Kommentar:
Die Türkei braucht Zeit
Europa macht viele Fehler im Verhältnis zu Ankara
Ist das nicht schön, dass die Türken so gute Freunde haben wie David Cameron? Verbündete, die viel netter sind als die Deutschen, die ständig betonen, dass die Türkei noch nicht reif sei für einen EU-Beitritt, und von denen viele nur eine privilegierte Partnerschaft anbieten anstelle einer vollwertigen Aufnahme in den Club?
Der britische Premier, der Stunden vor dem deutschen Außenminister Westerwelle (siehe Seite 4) seine Aufwartung am Bosporus machte, hatte sich ins Zeug gelegt und für einen türkischen EU-Beitritt geworben. »Dies ist eine Sache, in der ich sehr leidenschaftliche Gefühle hege«, sagte Cameron. Spätestens da hätten die türkischen Gastgeber stutzig werden müssen.
Leidenschaftlich sind die Briten in europäischen Dingen selten, zumindest nicht, wenn es um eine Vertiefung des europäischen Gedankens geht. In den vergangenen Jahren sind sie auf der Brüsseler Bühne nie als Aktivposten aufgefallen. Auch die Beziehungen des Königreichs zur Türkei sind deutlich weniger intensiv als die der Deutschen. Warum also wirbt London so vehement für eine Aufnahme Ankaras in den europäischen Club?
Die EU blockieren
Die Antwort ist einfach: Ein Beitritt der Türkei würde die EU noch mehr lähmen, als dies jetzt schon der Fall ist. Und genau das ist es, was die britische Regierung im Schilde führt – ganz unabhängig davon, ob gerade die Tories oder Labour den Premier stellen.
Das verhält sich ganz ähnlich wie bei den Amerikanern, die ungefragt immer wieder anmahnen, die EU müsse doch endlich die Türkei in ihren Kreis aufnehmen. Auch Washington hat nur global-strategische Interessen im Blick. Die Türkei soll noch stärker als bisher als Brückenkopf zwischen islamischer und westlicher Welt dienen.

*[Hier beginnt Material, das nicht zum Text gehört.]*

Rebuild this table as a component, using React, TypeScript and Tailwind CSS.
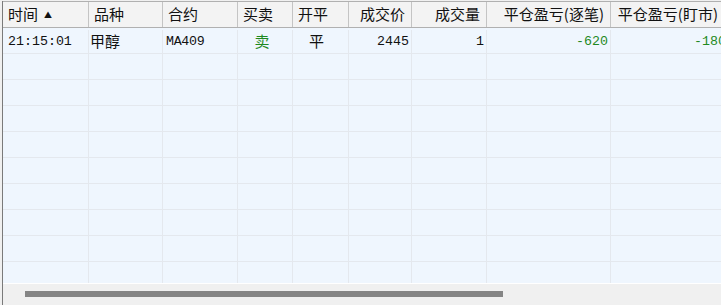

Dass die EU von einer Aufnahme der Türkei derzeit heillos überfordert wäre, wird billigend in Kauf genommen, wenn nicht gar gewünscht.
Aus türkischer Sicht sind die Europäer derzeit ein eher wirrer Haufen. Die Briten wollen möglichst rasch eine Aufnahme. Die Franzosen wollen das auf jeden Fall verhindern, weswegen ihr populistischer Präsident Nicolas Sarkozy ein Referendum in die Verfassung schreiben ließ. Dessen Ausgang wäre heute eindeutig: Die Tür bleibt zu. Die Deutschen lavieren, wie immer, dazwischen herum.
Beiderseitige Missverständnisse
Es läuft viel verkehrt im Verhältnis der Europäer zur Türkei. Die Missverständnisse sind beiderseitig. Viele Menschen am Bosporus halten die EU in erster Linie für eine Organisation, in der die Reicheren den Ärmeren helfen. Dabei wird die Größe der Fördertöpfe überschätzt. Und es wird übersehen, dass es letztlich viel eher um gemeinsame politische und kulturelle Werte geht – auch wenn das im mühsamen Brüsseler Alltag oft verschüttet wird.
Auch die Europäer verhalten sich ungeschickt. Selbst in der Türkei ist allen Realisten klar, dass ein EU-Beitritt in den nächsten 15 Jahren ambitioniert wäre. Warum müssen dann die hiesigen C-Parteien ständig ihre Ablehnung wiederholen, gerade so, als stehe eine Entscheidung unmittelbar bevor? So werden nur Ressentiments geschürt.
Ungeschickt ist es auch, bei den Verhandlungen den Zeitdruck hochzuhalten. Die Türkei braucht Zeit, um im eigenen Land den Denkprozess voranzubringen. Die Europäer wären gut beraten, diese Geduld aufzubringen und das Land zu ermutigen. Welch wertvollen Beitrag die Türkei auch für Europa leisten könnte, ist beim Blick auf die Nachbarschaft zu den Regionalmächten Irak, Iran und Israel doch unübersehbar. Die Konflikte in dieser Region zu lösen, wäre mit einem aktiven Partner Türkei viel leichter. Stieße Europa Ankara zurück, schadete es sich selbst am meisten.